> _GOAL_
Track down each line that has the word "this" and copy it.

> _INFORMATION GIVEN_
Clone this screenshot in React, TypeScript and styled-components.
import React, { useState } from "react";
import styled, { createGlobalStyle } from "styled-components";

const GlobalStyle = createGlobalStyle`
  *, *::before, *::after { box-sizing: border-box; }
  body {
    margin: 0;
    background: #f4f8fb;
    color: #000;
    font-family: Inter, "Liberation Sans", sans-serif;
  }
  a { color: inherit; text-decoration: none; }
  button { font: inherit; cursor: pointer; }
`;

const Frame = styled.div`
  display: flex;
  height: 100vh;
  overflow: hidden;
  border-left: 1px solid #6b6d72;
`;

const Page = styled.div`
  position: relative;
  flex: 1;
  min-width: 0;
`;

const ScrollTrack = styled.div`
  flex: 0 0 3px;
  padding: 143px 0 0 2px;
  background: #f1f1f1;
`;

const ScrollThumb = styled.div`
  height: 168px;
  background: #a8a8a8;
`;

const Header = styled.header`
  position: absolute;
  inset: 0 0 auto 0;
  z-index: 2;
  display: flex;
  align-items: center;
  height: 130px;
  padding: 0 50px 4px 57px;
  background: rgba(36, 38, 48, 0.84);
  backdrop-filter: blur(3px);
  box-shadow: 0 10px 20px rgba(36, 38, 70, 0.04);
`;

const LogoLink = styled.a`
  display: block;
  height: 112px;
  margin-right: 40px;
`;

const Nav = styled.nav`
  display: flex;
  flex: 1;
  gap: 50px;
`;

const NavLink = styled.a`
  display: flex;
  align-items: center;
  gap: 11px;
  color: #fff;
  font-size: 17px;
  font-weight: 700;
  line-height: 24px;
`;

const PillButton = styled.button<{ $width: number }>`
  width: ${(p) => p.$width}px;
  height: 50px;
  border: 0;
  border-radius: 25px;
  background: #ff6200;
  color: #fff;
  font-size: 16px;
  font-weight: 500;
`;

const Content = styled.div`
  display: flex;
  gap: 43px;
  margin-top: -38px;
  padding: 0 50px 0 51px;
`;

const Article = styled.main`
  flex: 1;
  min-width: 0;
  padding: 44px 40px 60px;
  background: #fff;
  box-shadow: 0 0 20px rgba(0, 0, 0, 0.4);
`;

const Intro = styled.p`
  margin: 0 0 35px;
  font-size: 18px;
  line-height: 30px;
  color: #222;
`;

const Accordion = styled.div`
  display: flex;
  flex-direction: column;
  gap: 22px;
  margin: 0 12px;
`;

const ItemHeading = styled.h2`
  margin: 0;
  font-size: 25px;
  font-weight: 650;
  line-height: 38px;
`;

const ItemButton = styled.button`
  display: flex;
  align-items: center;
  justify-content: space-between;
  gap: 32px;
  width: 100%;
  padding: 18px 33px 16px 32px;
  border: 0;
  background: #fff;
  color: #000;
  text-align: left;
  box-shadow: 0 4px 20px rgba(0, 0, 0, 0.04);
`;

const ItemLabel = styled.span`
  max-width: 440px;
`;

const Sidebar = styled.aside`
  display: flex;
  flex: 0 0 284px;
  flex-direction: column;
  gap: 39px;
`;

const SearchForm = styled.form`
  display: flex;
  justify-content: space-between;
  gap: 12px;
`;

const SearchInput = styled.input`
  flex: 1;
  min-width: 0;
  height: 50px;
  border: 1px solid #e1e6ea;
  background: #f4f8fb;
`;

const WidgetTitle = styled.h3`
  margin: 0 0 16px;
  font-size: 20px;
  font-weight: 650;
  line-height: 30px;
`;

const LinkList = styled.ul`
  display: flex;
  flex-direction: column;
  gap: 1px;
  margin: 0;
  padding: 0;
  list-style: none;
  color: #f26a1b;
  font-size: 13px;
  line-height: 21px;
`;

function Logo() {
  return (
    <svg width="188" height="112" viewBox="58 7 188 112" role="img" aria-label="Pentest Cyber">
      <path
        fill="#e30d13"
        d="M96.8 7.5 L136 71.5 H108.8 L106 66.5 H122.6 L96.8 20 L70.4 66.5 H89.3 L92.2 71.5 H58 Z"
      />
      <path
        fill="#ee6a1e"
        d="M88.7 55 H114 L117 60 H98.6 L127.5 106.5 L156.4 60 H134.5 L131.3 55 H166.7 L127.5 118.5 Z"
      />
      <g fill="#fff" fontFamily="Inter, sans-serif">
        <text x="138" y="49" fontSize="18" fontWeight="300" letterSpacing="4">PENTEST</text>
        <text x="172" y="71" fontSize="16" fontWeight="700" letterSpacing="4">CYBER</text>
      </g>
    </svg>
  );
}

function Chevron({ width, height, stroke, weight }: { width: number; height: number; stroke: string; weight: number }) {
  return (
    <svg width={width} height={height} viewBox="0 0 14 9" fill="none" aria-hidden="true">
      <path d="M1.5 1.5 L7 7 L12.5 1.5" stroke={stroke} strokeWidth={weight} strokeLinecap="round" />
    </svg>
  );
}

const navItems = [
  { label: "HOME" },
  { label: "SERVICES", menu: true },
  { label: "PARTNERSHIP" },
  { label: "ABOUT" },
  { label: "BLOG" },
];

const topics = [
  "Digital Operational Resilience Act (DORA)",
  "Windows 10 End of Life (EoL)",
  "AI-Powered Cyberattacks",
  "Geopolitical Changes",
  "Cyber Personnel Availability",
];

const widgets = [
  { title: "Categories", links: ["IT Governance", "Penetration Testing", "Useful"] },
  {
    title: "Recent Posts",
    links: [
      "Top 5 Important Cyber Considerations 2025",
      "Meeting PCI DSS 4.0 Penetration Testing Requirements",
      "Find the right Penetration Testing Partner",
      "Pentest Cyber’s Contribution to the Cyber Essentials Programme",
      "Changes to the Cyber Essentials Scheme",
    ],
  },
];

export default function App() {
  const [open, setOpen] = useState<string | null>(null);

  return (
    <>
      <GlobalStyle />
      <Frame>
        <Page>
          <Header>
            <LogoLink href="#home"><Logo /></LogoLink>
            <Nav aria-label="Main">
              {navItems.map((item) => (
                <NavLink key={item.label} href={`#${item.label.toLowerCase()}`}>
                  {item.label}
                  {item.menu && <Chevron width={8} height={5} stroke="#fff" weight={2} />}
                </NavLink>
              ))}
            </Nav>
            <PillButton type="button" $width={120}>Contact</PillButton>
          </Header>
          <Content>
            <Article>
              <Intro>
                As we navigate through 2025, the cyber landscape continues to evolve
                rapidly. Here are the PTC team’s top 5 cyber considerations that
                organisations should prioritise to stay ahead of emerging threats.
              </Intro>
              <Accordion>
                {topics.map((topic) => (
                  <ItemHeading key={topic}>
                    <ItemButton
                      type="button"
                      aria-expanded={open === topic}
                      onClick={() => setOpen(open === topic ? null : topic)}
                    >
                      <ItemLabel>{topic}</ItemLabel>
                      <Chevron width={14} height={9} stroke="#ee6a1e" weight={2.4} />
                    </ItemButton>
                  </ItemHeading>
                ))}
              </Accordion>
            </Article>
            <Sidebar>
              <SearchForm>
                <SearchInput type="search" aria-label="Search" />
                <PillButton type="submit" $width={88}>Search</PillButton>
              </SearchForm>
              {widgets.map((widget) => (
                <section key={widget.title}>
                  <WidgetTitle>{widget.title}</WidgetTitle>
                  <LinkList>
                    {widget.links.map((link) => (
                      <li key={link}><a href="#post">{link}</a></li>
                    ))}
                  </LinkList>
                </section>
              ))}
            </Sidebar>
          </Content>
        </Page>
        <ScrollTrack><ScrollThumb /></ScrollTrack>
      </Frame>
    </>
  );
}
==
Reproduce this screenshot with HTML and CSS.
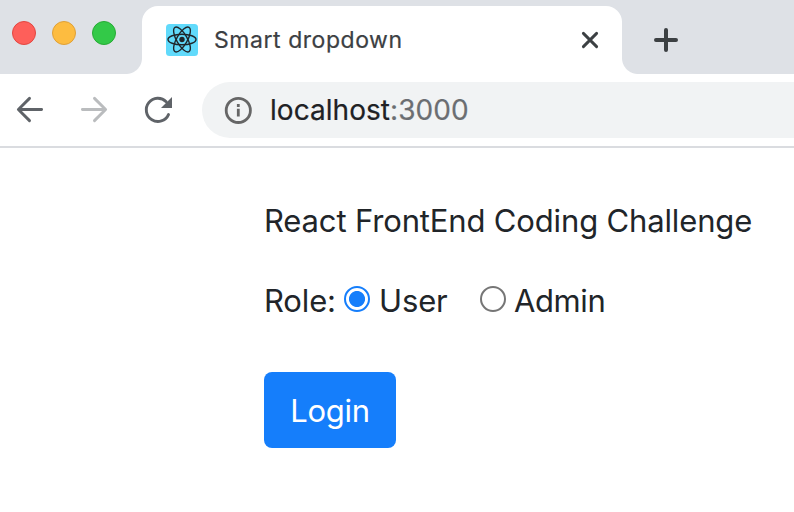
...
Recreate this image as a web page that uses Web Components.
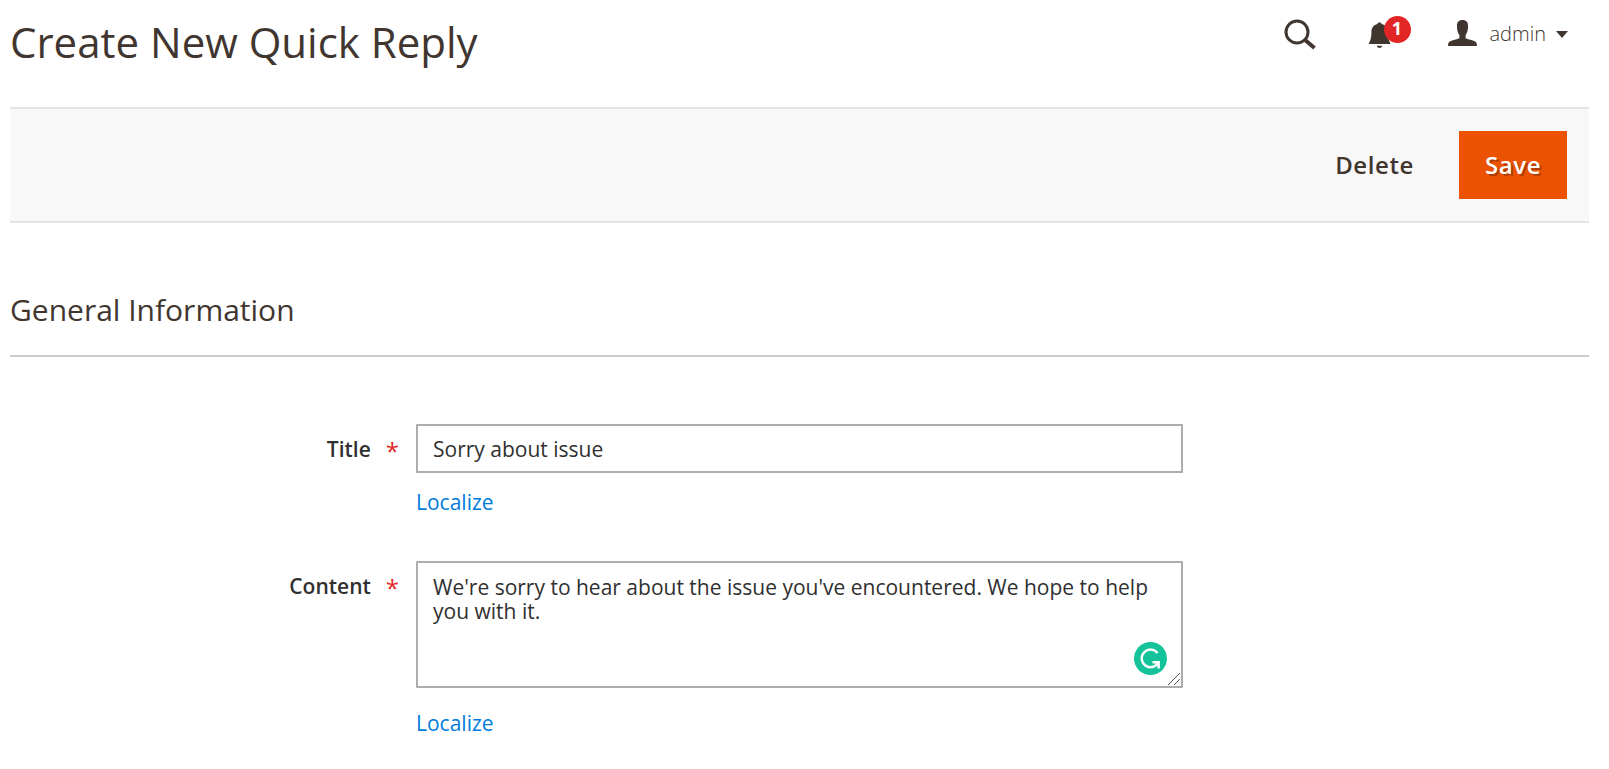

> _FULL ANSWER_
Clone this screenshot in React, TypeScript and styled-components.
Reproduce this screenshot with HTML and CSS.
Recreate this image as a web page that uses Web Components.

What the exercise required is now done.